** START STORED DATA **

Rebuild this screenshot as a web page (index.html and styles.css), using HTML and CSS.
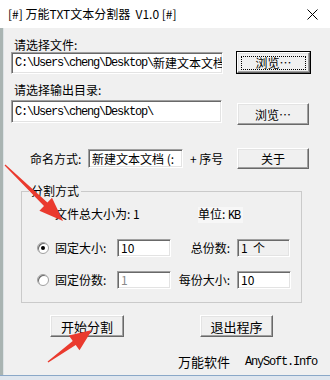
FILE: index.html
```html
<html>

<head>
	<title>万能TXT文本分割器</title>
	<link rel="stylesheet" href="styles.css">
</head>

<body>
	<div class="window">
		<div class="titlebar">
			<span>[#] 万能TXT文本分割器&nbsp;&nbsp;V1.0 [#]</span>
			<svg class="close" width="11" height="11" viewBox="0 0 11 11">
				<path d="M0.5 0.5 L10.5 10.5 M10.5 0.5 L0.5 10.5" stroke="#000" stroke-width="1" fill="none" />
			</svg>
		</div>

		<div class="content">
			<div class="label first">请选择文件:</div>
			<div class="path-row">
				<div class="field path-source"><span class="mono">C:\Users\cheng\Desktop\</span>新建文本文档.txt</div>
				<button class="btn browse default"><span class="focus">浏览…</span></button>
			</div>

			<div class="label second">请选择输出目录:</div>
			<div class="path-row">
				<div class="field path-output"><span class="mono">C:\Users\cheng\Desktop\</span></div>
				<button class="btn browse lower">浏览…</button>
			</div>

			<div class="naming-row">
				<span class="naming-label">命名方式:</span>
				<div class="field naming">新建文本文档 (:</div>
				<span class="suffix">+ 序号</span>
				<button class="btn about">关于</button>
			</div>

			<fieldset class="split-group">
				<legend>分割方式</legend>
				<div class="info-row">
					<span class="total">文件总大小为: 1</span>
					<span class="unit">单位: <span class="mono">KB</span></span>
				</div>
				<div class="option-row top">
					<span class="radio checked"></span>
					<span class="option-label">固定大小:</span>
					<div class="field small">10</div>
					<span class="count-label">总份数:</span>
					<div class="field small readonly">1&nbsp;&nbsp;个</div>
				</div>
				<div class="option-row">
					<span class="radio"></span>
					<span class="option-label">固定份数:</span>
					<div class="field small disabled">1</div>
					<span class="count-label">每份大小:</span>
					<div class="field small">10</div>
				</div>
			</fieldset>

			<div class="action-row">
				<button class="btn action start">开始分割</button>
				<button class="btn action quit">退出程序</button>
			</div>

			<div class="footer">
				<span class="brand">万能软件</span>
				<span class="mono site">AnySoft.Info</span>
			</div>
		</div>

		<svg class="arrows" width="330" height="380" viewBox="0 0 330 380">
			<polygon fill="#ea3a2e" points="4.6,165.5 44,206.1 39.4,210.8 63,221 52,197.8 47.4,202.5 5.4,164.5" />
			<polygon fill="#ea3a2e" points="48.3,362.5 75.7,344.9 79.5,350.2 92,330 68.9,335.6 72.7,340.9 47.6,361.5" />
		</svg>
	</div>
</body>

</html>
```

FILE: styles.css
```css
* {
	box-sizing: border-box;
	margin: 0;
	padding: 0;
}

body {
	background: #dfe6ee;
	font-family: "Noto Sans CJK SC", "Liberation Sans", sans-serif;
	font-size: 12px;
	color: #000;
}

.window {
	position: relative;
	width: 330px;
	height: 376px;
	background: #f0f0f0;
	border-bottom: 1px solid #8aa8c8;
	box-shadow: inset 3px 0 #a9b4b2, inset 4px 0 #dde3e6;
	overflow: hidden;
}

.titlebar {
	height: 28px;
	background: #fff;
	display: flex;
	align-items: center;
	justify-content: space-between;
	padding: 0 12px 0 8px;
	font-size: 12px;
	line-height: 14px;
}

.content {
	padding-left: 11px;
	line-height: 14px;
}

.mono {
	font-family: "Liberation Mono", monospace;
	letter-spacing: -1.2px;
}

.label.first {
	margin-top: 10px;
	padding-left: 3px;
}

.label.second {
	margin-top: 9px;
	padding-left: 3px;
}

.path-row {
	display: flex;
	align-items: flex-start;
}

.label.second + .path-row {
	margin-top: 3px;
}

/* sunken edit box */
.field {
	background: #fff;
	border: 1px solid;
	border-color: #a0a0a0 #fff #fff #a0a0a0;
	box-shadow: inset 1px 1px #696969, inset -1px -1px #e3e3e3;
	padding: 0 3px;
	white-space: nowrap;
	overflow: hidden;
	display: flex;
	align-items: center;
}

.path-source {
	width: 212px;
	height: 22px;
}

.path-output {
	width: 211px;
	height: 23px;
}

/* raised push button */
.btn {
	font-family: inherit;
	font-size: 12px;
	background: #f0f0f0;
	border: 1px solid;
	border-color: #fff #696969 #696969 #fff;
	box-shadow: inset -1px -1px #a0a0a0, inset 1px 1px #e3e3e3;
	display: flex;
	align-items: center;
	justify-content: center;
	color: #000;
	white-space: nowrap;
}

.btn.browse {
	width: 72px;
	height: 21px;
	margin-left: 14px;
}

.btn.default {
	width: 73px;
	outline: 1px solid #000;
	outline-offset: 0;
}

.btn .focus {
	border: 1px dotted #000;
	width: 65px;
	height: 14px;
	display: flex;
	align-items: center;
	justify-content: center;
}

.btn.lower {
	height: 22px;
	margin-top: 3px;
	margin-left: 15px;
}

.naming-row {
	display: flex;
	align-items: center;
	margin-top: 23px;
	white-space: nowrap;
}

.naming-label {
	margin-left: 19px;
	width: 58px;
}

.field.naming {
	width: 95px;
	height: 19px;
}

.suffix {
	margin-left: 7px;
	width: 41px;
}

.btn.about {
	width: 72px;
	height: 21px;
	margin-left: 6px;
}

.split-group {
	margin: 15px 0 0 10px;
	width: 281px;
	height: 119px;
	border: 1px solid #cacaca;
	padding: 0;
	min-width: 0;
}

.split-group legend {
	margin-left: 7px;
	padding: 0 2px;
	line-height: 14px;
}

.info-row {
	display: flex;
	margin-top: 9px;
}

.total {
	margin-left: 33px;
	width: 143px;
}

.unit {
	background: #f7f7f7;
	padding: 0 3px 0 0;
}

.option-row {
	display: flex;
	align-items: center;
	margin-top: 14px;
}

.option-row.top {
	margin-top: 16px;
}

.radio {
	width: 12px;
	height: 12px;
	border-radius: 50%;
	background: #fff;
	border: 1px solid #a0a0a0;
	box-shadow: inset 1px 1px #696969;
	margin-left: 15px;
	position: relative;
}

.radio.checked::after {
	content: "";
	position: absolute;
	left: 3px;
	top: 3px;
	width: 4px;
	height: 4px;
	border-radius: 50%;
	background: #000;
}

.option-label {
	margin-left: 6px;
	width: 62px;
}

.field.small {
	width: 54px;
	height: 18px;
}

.field.readonly {
	background: #f0f0f0;
	width: 53px;
}

.field.disabled {
	color: #8a8a8a;
}

.count-label {
	width: 66px;
	text-align: right;
	padding-right: 7px;
}

.action-row {
	display: flex;
	margin-top: 12px;
}

.btn.action {
	height: 22px;
	font-size: 13px;
}

.btn.start {
	width: 74px;
	margin-left: 39px;
}

.btn.quit {
	width: 73px;
	margin-left: 76px;
}

.footer {
	display: flex;
	margin-top: 18px;
	font-size: 13px;
}

.brand {
	margin-left: 167px;
	width: 67px;
}

.site {
	font-size: 12px;
}

.arrows {
	position: absolute;
	left: 0;
	top: 0;
	pointer-events: none;
}
```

** END STORED DATA **

WHAT NEEDS TO BE DONE:
Reproduce all of the data exactly; the pictures do not belong in the copy.

RESULT:
Rebuild this screenshot as a web page (index.html and styles.css), using HTML and CSS.
FILE: index.html
```html
<html>

<head>
	<title>万能TXT文本分割器</title>
	<link rel="stylesheet" href="styles.css">
</head>

<body>
	<div class="window">
		<div class="titlebar">
			<span>[#] 万能TXT文本分割器&nbsp;&nbsp;V1.0 [#]</span>
			<svg class="close" width="11" height="11" viewBox="0 0 11 11">
				<path d="M0.5 0.5 L10.5 10.5 M10.5 0.5 L0.5 10.5" stroke="#000" stroke-width="1" fill="none" />
			</svg>
		</div>

		<div class="content">
			<div class="label first">请选择文件:</div>
			<div class="path-row">
				<div class="field path-source"><span class="mono">C:\Users\cheng\Desktop\</span>新建文本文档.txt</div>
				<button class="btn browse default"><span class="focus">浏览…</span></button>
			</div>

			<div class="label second">请选择输出目录:</div>
			<div class="path-row">
				<div class="field path-output"><span class="mono">C:\Users\cheng\Desktop\</span></div>
				<button class="btn browse lower">浏览…</button>
			</div>

			<div class="naming-row">
				<span class="naming-label">命名方式:</span>
				<div class="field naming">新建文本文档 (:</div>
				<span class="suffix">+ 序号</span>
				<button class="btn about">关于</button>
			</div>

			<fieldset class="split-group">
				<legend>分割方式</legend>
				<div class="info-row">
					<span class="total">文件总大小为: 1</span>
					<span class="unit">单位: <span class="mono">KB</span></span>
				</div>
				<div class="option-row top">
					<span class="radio checked"></span>
					<span class="option-label">固定大小:</span>
					<div class="field small">10</div>
					<span class="count-label">总份数:</span>
					<div class="field small readonly">1&nbsp;&nbsp;个</div>
				</div>
				<div class="option-row">
					<span class="radio"></span>
					<span class="option-label">固定份数:</span>
					<div class="field small disabled">1</div>
					<span class="count-label">每份大小:</span>
					<div class="field small">10</div>
				</div>
			</fieldset>

			<div class="action-row">
				<button class="btn action start">开始分割</button>
				<button class="btn action quit">退出程序</button>
			</div>

			<div class="footer">
				<span class="brand">万能软件</span>
				<span class="mono site">AnySoft.Info</span>
			</div>
		</div>

		<svg class="arrows" width="330" height="380" viewBox="0 0 330 380">
			<polygon fill="#ea3a2e" points="4.6,165.5 44,206.1 39.4,210.8 63,221 52,197.8 47.4,202.5 5.4,164.5" />
			<polygon fill="#ea3a2e" points="48.3,362.5 75.7,344.9 79.5,350.2 92,330 68.9,335.6 72.7,340.9 47.6,361.5" />
		</svg>
	</div>
</body>

</html>
```

FILE: styles.css
```css
* {
	box-sizing: border-box;
	margin: 0;
	padding: 0;
}

body {
	background: #dfe6ee;
	font-family: "Noto Sans CJK SC", "Liberation Sans", sans-serif;
	font-size: 12px;
	color: #000;
}

.window {
	position: relative;
	width: 330px;
	height: 376px;
	background: #f0f0f0;
	border-bottom: 1px solid #8aa8c8;
	box-shadow: inset 3px 0 #a9b4b2, inset 4px 0 #dde3e6;
	overflow: hidden;
}

.titlebar {
	height: 28px;
	background: #fff;
	display: flex;
	align-items: center;
	justify-content: space-between;
	padding: 0 12px 0 8px;
	font-size: 12px;
	line-height: 14px;
}

.content {
	padding-left: 11px;
	line-height: 14px;
}

.mono {
	font-family: "Liberation Mono", monospace;
	letter-spacing: -1.2px;
}

.label.first {
	margin-top: 10px;
	padding-left: 3px;
}

.label.second {
	margin-top: 9px;
	padding-left: 3px;
}

.path-row {
	display: flex;
	align-items: flex-start;
}

.label.second + .path-row {
	margin-top: 3px;
}

/* sunken edit box */
.field {
	background: #fff;
	border: 1px solid;
	border-color: #a0a0a0 #fff #fff #a0a0a0;
	box-shadow: inset 1px 1px #696969, inset -1px -1px #e3e3e3;
	padding: 0 3px;
	white-space: nowrap;
	overflow: hidden;
	display: flex;
	align-items: center;
}

.path-source {
	width: 212px;
	height: 22px;
}

.path-output {
	width: 211px;
	height: 23px;
}

/* raised push button */
.btn {
	font-family: inherit;
	font-size: 12px;
	background: #f0f0f0;
	border: 1px solid;
	border-color: #fff #696969 #696969 #fff;
	box-shadow: inset -1px -1px #a0a0a0, inset 1px 1px #e3e3e3;
	display: flex;
	align-items: center;
	justify-content: center;
	color: #000;
	white-space: nowrap;
}

.btn.browse {
	width: 72px;
	height: 21px;
	margin-left: 14px;
}

.btn.default {
	width: 73px;
	outline: 1px solid #000;
	outline-offset: 0;
}

.btn .focus {
	border: 1px dotted #000;
	width: 65px;
	height: 14px;
	display: flex;
	align-items: center;
	justify-content: center;
}

.btn.lower {
	height: 22px;
	margin-top: 3px;
	margin-left: 15px;
}

.naming-row {
	display: flex;
	align-items: center;
	margin-top: 23px;
	white-space: nowrap;
}

.naming-label {
	margin-left: 19px;
	width: 58px;
}

.field.naming {
	width: 95px;
	height: 19px;
}

.suffix {
	margin-left: 7px;
	width: 41px;
}

.btn.about {
	width: 72px;
	height: 21px;
	margin-left: 6px;
}

.split-group {
	margin: 15px 0 0 10px;
	width: 281px;
	height: 119px;
	border: 1px solid #cacaca;
	padding: 0;
	min-width: 0;
}

.split-group legend {
	margin-left: 7px;
	padding: 0 2px;
	line-height: 14px;
}

.info-row {
	display: flex;
	margin-top: 9px;
}

.total {
	margin-left: 33px;
	width: 143px;
}

.unit {
	background: #f7f7f7;
	padding: 0 3px 0 0;
}

.option-row {
	display: flex;
	align-items: center;
	margin-top: 14px;
}

.option-row.top {
	margin-top: 16px;
}

.radio {
	width: 12px;
	height: 12px;
	border-radius: 50%;
	background: #fff;
	border: 1px solid #a0a0a0;
	box-shadow: inset 1px 1px #696969;
	margin-left: 15px;
	position: relative;
}

.radio.checked::after {
	content: "";
	position: absolute;
	left: 3px;
	top: 3px;
	width: 4px;
	height: 4px;
	border-radius: 50%;
	background: #000;
}

.option-label {
	margin-left: 6px;
	width: 62px;
}

.field.small {
	width: 54px;
	height: 18px;
}

.field.readonly {
	background: #f0f0f0;
	width: 53px;
}

.field.disabled {
	color: #8a8a8a;
}

.count-label {
	width: 66px;
	text-align: right;
	padding-right: 7px;
}

.action-row {
	display: flex;
	margin-top: 12px;
}

.btn.action {
	height: 22px;
	font-size: 13px;
}

.btn.start {
	width: 74px;
	margin-left: 39px;
}

.btn.quit {
	width: 73px;
	margin-left: 76px;
}

.footer {
	display: flex;
	margin-top: 18px;
	font-size: 13px;
}

.brand {
	margin-left: 167px;
	width: 67px;
}

.site {
	font-size: 12px;
}

.arrows {
	position: absolute;
	left: 0;
	top: 0;
	pointer-events: none;
}
```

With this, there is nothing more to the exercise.